**Problem requirements:**
Select and reproduce each line of the listing below that bears the string "this".

**Recorded information:**
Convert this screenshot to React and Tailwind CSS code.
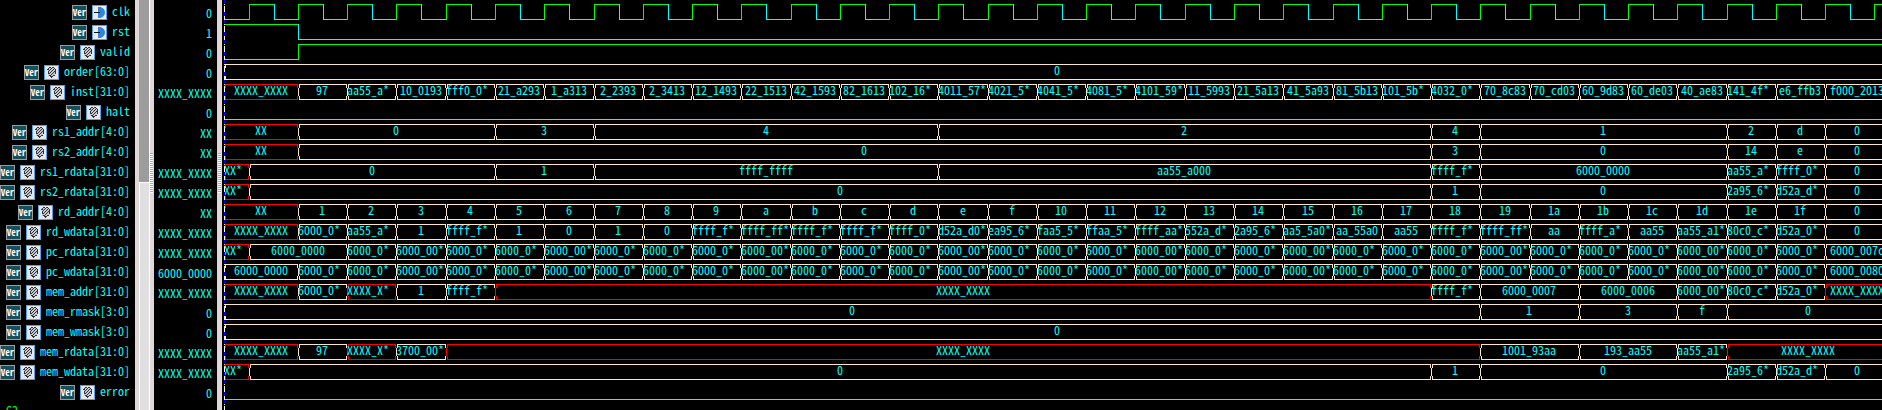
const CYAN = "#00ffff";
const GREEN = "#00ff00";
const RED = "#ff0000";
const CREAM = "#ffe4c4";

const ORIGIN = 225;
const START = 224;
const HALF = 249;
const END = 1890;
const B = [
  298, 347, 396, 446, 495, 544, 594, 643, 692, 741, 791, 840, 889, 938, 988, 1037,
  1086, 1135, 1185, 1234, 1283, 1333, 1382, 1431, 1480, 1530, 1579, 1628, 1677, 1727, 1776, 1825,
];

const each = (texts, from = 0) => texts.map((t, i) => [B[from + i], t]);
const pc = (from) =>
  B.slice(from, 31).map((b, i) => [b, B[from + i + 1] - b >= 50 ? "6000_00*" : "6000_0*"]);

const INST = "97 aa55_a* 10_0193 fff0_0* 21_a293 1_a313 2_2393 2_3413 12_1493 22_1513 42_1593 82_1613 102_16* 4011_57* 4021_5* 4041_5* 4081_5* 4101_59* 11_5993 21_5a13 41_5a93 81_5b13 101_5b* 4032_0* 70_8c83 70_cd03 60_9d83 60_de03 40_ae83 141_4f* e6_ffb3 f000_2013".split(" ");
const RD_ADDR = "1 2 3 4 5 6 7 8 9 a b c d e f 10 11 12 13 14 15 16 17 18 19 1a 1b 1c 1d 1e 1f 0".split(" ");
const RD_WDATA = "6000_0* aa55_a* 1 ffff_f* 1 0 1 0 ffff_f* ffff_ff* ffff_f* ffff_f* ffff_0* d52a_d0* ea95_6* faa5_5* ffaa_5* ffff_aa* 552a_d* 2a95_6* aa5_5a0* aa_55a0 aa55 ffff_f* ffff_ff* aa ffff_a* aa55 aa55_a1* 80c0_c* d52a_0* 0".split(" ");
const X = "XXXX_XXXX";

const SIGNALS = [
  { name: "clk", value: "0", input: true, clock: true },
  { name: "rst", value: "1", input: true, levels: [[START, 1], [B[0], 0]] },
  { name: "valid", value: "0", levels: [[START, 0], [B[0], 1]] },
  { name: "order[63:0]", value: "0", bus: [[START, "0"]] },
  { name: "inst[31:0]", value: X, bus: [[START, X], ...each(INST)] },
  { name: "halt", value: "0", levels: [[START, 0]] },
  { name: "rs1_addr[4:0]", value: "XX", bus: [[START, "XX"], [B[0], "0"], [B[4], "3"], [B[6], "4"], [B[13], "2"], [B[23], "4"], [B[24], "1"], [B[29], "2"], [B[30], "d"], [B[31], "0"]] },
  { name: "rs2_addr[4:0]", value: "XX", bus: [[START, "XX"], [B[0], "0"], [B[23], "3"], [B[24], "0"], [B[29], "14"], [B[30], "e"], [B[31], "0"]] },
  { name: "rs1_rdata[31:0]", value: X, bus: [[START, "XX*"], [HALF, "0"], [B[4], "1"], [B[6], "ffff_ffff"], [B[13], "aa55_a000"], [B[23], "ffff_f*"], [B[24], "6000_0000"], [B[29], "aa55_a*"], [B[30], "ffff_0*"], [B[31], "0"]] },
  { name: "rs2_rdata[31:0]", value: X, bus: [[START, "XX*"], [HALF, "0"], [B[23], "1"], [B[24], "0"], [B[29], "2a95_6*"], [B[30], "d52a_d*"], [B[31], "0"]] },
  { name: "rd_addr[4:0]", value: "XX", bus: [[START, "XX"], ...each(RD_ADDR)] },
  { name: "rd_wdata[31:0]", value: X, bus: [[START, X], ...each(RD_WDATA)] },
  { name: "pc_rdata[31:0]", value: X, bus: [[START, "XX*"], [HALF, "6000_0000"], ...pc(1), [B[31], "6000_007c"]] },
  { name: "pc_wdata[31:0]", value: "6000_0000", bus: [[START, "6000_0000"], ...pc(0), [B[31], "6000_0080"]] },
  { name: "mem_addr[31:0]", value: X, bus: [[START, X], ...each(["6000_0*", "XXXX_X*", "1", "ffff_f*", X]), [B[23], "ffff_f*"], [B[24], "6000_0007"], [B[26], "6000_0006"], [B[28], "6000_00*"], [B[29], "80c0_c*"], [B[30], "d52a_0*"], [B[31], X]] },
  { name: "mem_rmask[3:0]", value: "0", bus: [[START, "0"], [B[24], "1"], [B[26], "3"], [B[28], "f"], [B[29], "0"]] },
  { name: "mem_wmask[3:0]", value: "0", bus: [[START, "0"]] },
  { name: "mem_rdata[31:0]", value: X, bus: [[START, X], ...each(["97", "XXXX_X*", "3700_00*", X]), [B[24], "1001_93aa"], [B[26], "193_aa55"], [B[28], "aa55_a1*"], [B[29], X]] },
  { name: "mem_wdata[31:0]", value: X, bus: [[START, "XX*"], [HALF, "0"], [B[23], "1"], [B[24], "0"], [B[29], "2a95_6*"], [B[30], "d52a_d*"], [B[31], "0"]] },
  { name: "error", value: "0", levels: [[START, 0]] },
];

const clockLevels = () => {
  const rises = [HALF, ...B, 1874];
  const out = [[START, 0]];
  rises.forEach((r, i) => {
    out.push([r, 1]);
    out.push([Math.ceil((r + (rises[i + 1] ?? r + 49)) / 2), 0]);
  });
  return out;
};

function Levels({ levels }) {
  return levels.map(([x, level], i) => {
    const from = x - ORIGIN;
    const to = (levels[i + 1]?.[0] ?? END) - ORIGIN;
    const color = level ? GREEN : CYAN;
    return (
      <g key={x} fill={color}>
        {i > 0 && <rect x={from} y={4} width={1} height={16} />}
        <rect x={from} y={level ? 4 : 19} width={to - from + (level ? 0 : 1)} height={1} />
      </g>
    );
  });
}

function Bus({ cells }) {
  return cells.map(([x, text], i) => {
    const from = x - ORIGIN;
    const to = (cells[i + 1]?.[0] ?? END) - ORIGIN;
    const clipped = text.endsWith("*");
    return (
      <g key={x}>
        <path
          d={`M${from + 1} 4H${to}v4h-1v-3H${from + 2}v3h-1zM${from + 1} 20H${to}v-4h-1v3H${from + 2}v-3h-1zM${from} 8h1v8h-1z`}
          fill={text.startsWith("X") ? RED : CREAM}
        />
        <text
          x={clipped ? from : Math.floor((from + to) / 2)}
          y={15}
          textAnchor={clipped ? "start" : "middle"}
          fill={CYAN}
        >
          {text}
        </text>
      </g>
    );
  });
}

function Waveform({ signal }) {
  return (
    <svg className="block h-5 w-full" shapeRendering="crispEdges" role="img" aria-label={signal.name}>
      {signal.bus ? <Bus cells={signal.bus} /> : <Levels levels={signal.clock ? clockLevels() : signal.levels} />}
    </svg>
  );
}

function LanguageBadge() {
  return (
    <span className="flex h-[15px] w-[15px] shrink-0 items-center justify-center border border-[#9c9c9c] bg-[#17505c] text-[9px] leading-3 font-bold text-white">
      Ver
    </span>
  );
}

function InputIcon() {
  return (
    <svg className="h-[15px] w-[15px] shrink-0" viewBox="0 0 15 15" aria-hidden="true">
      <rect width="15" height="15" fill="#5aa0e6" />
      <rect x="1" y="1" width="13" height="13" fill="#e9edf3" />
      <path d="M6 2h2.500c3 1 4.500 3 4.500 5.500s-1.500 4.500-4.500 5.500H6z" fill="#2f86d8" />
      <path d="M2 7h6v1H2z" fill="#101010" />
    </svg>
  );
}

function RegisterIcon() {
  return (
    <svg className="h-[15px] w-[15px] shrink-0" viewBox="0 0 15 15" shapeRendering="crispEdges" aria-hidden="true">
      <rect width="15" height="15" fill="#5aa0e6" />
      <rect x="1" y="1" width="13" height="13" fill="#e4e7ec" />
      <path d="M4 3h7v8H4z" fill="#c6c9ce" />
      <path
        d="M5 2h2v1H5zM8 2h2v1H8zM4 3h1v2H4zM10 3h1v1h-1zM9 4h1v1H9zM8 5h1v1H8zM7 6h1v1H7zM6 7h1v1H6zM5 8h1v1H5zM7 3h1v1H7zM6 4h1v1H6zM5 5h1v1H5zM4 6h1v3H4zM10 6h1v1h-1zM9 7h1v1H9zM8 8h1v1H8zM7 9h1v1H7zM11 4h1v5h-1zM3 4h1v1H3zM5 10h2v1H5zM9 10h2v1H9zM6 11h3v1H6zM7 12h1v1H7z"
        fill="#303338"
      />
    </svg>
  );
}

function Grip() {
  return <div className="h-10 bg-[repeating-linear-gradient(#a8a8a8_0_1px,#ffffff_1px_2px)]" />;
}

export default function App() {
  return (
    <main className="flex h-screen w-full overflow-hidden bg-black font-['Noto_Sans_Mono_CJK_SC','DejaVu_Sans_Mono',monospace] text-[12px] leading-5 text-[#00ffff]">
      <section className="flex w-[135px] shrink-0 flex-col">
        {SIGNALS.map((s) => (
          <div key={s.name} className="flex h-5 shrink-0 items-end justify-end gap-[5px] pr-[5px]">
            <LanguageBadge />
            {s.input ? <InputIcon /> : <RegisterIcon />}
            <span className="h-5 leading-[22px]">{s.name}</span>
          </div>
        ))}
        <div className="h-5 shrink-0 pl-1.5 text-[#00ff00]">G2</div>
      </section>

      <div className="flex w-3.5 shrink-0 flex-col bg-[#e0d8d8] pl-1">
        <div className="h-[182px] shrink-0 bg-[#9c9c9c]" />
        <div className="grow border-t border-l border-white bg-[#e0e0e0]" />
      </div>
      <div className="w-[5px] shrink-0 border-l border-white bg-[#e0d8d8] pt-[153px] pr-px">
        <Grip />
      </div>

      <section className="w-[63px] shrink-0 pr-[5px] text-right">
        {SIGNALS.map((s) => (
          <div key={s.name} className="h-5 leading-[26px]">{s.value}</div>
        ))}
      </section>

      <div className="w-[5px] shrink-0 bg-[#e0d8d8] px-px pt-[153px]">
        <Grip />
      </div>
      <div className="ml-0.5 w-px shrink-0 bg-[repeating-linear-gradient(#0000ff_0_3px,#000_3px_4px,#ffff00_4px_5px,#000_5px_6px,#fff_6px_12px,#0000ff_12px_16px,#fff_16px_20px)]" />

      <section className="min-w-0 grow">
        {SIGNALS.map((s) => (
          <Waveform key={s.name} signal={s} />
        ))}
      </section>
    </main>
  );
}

---

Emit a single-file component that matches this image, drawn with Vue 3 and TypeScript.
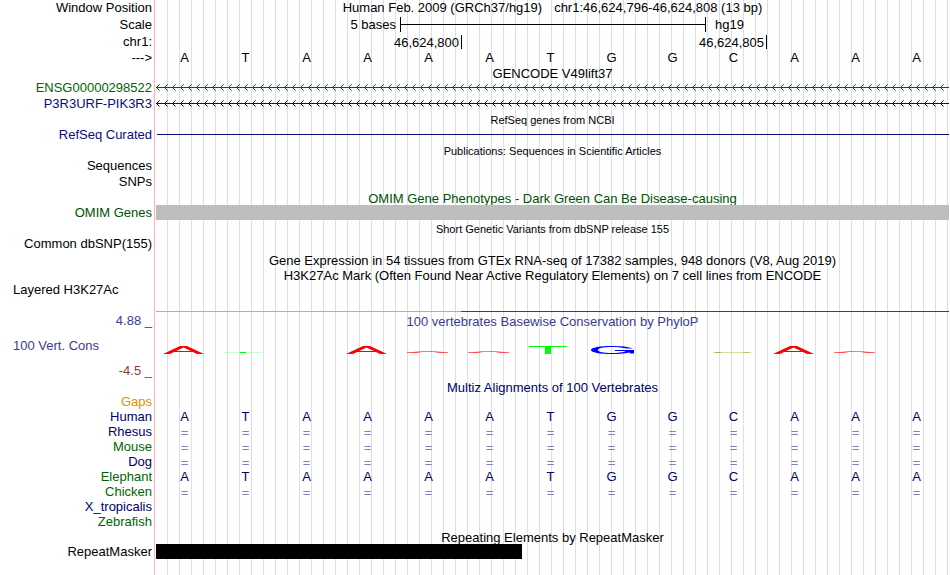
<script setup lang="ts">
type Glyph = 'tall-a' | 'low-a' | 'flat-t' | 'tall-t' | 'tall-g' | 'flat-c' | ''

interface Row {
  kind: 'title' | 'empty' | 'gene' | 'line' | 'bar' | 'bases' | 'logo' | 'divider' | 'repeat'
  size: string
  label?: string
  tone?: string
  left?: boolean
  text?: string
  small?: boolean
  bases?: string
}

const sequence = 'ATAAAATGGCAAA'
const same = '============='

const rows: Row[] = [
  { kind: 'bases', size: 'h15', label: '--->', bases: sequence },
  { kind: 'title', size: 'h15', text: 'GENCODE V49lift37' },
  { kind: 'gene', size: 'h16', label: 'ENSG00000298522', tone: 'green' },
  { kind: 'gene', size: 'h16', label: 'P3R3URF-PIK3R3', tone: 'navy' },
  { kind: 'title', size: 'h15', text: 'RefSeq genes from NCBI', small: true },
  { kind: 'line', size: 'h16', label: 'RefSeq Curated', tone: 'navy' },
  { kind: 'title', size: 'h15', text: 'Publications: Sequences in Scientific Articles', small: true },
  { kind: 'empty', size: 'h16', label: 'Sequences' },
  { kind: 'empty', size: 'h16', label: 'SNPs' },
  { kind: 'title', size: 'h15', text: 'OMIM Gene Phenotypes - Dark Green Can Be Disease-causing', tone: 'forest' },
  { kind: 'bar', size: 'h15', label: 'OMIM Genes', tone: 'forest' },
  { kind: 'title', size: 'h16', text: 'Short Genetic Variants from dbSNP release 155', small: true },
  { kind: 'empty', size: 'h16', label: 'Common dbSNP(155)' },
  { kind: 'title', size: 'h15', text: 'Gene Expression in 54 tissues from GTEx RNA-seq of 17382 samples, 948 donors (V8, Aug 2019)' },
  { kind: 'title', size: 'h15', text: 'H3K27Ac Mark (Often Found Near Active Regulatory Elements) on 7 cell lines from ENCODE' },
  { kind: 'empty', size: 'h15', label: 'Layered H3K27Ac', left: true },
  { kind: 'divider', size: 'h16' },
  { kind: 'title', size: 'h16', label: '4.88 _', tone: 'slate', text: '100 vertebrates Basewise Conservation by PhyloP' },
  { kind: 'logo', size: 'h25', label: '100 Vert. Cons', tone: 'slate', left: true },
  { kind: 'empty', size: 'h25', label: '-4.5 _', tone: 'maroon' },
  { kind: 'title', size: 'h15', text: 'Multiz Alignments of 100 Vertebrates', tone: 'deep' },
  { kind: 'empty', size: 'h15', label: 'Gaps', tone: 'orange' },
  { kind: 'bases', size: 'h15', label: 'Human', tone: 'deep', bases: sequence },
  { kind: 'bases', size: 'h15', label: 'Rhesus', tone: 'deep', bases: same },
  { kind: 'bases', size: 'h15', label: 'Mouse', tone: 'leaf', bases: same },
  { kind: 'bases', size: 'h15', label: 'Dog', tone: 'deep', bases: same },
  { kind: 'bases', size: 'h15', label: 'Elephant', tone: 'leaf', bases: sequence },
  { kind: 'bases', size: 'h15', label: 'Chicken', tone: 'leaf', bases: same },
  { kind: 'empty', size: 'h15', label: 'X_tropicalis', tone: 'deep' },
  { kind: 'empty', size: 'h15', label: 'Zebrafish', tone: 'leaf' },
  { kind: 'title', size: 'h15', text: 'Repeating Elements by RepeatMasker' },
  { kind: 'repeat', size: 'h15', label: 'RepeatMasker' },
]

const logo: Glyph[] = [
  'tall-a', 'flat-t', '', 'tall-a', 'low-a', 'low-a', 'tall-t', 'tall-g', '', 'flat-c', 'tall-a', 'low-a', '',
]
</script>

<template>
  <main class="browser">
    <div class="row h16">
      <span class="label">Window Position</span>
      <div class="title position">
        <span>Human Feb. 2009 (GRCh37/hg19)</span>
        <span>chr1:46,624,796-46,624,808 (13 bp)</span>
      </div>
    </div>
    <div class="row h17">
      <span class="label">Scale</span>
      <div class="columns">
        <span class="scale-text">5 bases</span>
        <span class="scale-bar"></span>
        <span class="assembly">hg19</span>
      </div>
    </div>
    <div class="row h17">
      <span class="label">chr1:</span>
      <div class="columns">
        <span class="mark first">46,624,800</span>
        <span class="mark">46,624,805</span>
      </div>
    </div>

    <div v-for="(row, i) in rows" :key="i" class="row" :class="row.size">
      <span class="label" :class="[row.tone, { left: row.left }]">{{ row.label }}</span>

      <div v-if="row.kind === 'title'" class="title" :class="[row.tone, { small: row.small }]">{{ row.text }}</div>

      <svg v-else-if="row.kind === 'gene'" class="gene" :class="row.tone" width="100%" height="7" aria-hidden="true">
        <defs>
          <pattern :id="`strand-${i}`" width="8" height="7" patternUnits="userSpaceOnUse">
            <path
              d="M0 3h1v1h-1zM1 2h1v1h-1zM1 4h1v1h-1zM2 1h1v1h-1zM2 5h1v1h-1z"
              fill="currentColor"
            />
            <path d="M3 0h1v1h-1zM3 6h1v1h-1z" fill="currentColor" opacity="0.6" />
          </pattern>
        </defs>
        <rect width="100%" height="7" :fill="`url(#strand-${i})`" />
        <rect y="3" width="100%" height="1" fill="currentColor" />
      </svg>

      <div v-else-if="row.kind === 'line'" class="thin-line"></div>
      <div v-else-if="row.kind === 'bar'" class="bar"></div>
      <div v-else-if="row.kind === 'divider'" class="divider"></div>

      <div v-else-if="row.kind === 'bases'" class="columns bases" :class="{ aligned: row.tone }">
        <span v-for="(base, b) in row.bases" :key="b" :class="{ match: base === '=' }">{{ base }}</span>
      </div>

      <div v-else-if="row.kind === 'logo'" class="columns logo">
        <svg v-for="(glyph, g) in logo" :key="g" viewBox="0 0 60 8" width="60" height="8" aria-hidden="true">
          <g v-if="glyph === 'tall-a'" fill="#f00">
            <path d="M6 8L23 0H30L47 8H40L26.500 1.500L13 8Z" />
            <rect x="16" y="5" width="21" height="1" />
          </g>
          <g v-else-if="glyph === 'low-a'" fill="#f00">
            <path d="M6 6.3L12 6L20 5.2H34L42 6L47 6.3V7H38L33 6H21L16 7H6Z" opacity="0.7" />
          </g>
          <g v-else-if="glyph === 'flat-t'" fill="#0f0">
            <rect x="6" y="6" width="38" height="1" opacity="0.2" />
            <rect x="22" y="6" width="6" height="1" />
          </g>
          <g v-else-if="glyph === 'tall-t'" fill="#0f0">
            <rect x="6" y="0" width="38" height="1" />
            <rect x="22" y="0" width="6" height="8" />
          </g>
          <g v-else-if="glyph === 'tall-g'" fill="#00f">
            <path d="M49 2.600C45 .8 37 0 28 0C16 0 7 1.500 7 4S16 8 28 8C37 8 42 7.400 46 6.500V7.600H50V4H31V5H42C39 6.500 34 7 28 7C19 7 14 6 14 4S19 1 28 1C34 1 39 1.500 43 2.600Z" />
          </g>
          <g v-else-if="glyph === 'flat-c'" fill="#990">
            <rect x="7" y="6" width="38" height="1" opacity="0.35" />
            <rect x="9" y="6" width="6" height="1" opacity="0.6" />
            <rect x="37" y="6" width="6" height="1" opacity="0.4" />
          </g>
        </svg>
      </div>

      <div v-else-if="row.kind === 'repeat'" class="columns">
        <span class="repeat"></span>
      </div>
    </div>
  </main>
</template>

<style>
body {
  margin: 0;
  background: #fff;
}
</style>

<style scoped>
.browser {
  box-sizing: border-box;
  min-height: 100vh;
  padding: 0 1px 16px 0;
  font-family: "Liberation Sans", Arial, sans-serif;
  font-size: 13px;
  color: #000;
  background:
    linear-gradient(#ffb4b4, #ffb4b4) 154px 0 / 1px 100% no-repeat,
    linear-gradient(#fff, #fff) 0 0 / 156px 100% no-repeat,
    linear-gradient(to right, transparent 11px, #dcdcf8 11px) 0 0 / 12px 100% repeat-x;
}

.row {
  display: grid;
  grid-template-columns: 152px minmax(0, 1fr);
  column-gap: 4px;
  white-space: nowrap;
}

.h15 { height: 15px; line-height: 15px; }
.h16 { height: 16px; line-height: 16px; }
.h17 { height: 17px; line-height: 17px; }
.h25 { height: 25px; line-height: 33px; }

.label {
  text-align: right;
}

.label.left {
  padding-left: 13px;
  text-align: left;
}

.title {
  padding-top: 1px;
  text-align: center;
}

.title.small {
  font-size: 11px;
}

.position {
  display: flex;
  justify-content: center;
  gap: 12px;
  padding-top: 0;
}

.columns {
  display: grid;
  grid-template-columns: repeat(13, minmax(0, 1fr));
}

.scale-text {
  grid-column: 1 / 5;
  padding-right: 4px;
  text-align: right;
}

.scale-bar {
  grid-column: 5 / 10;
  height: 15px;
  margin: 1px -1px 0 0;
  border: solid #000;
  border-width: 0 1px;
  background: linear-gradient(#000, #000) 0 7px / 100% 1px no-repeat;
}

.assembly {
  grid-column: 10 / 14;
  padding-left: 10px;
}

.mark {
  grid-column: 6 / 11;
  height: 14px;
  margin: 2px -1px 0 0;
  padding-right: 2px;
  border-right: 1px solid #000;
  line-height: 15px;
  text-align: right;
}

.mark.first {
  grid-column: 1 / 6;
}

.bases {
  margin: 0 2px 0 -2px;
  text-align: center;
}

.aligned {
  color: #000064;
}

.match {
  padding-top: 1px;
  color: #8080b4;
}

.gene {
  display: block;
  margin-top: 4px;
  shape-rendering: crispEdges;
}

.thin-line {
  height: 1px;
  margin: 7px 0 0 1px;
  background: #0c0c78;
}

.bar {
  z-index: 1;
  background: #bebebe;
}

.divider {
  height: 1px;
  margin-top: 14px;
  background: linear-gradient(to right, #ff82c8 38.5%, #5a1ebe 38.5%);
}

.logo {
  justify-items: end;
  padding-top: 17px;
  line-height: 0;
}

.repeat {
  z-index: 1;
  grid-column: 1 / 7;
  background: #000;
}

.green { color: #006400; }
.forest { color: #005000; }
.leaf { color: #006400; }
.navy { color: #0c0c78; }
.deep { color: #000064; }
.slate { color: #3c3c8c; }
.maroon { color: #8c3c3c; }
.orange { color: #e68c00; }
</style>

**Written solution:**
Convert this screenshot to React and Tailwind CSS code.
Emit a single-file component that matches this image, drawn with Vue 3 and TypeScript.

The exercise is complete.